On the friendship side of things – Toby’s best friend is running a-foul of the law and his own religious mother for peddling drugs to all and sundry across town. And overhanging everything is the impending high school graduation prom where Toby’s being pressured from all sides to take a bully-boy’s sister when all he wants is to go with his boyfriend of barely a year’s relationship – Ian (partially blinded with a glass eyeball). And for this partially disabled dreamboat Ian - there's great sex but something just doesn't sit right about him - is he for real or is Toby being taken for a ride.

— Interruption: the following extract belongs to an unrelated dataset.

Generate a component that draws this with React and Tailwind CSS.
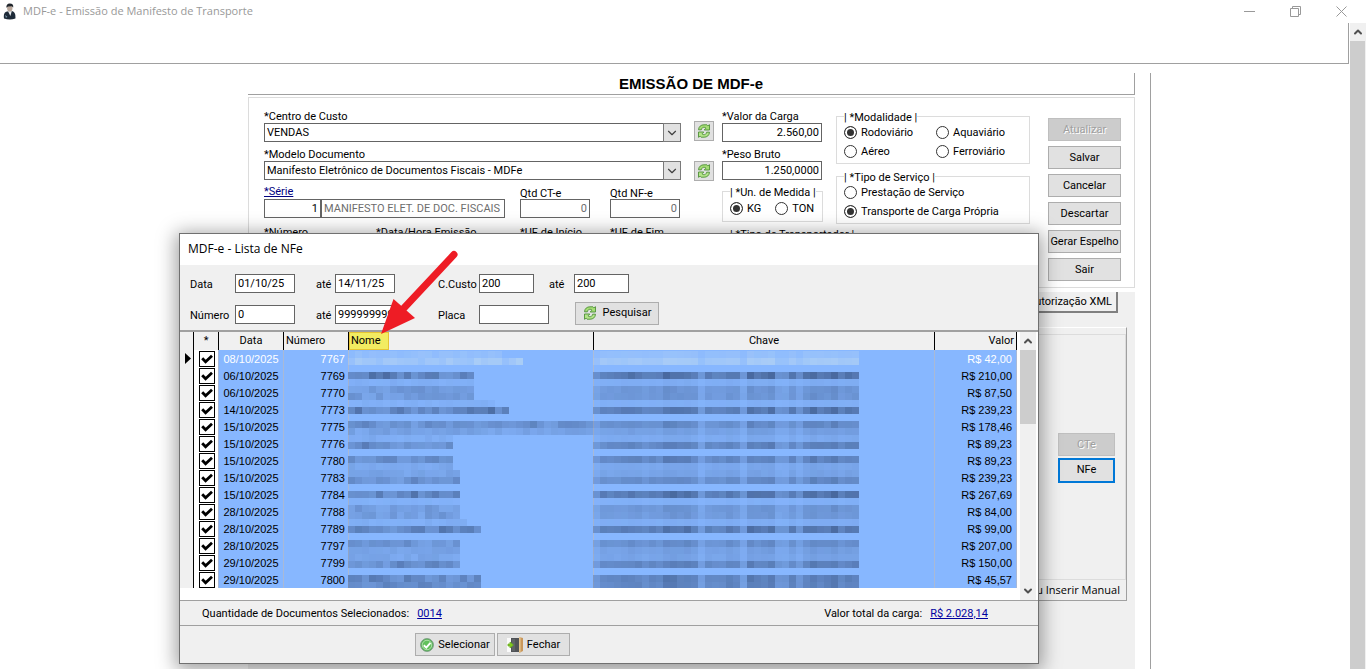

Toby is consequently bound to all sorts of secret pacts with parents, friends, boyfriend, classmates – and his lies in trying to evade having to tell other’s secrets start to overwhelm him. These same secrets have a way of coming back out of the closet to haunt him – dark truths are revealed from within his own family – and just what is the mysterious dark link between his boyfriend Ian and the dying priest lying in the hospital AIDS ward? And what’s going down between his boyfriend Ian and his runaway mother that neither wants to talk about? Will Toby survive the prom and the final days of his Catholic high school when everyone he’s close to seems to have secrets to hide and whose trust he may have to betray whether he wants to not. A really interesting read … one of the better coming of age tales I’ve read in a while.

P.S. I really liked the word play used whereby the book title links through to the protagonist’s name - Toby Sligh.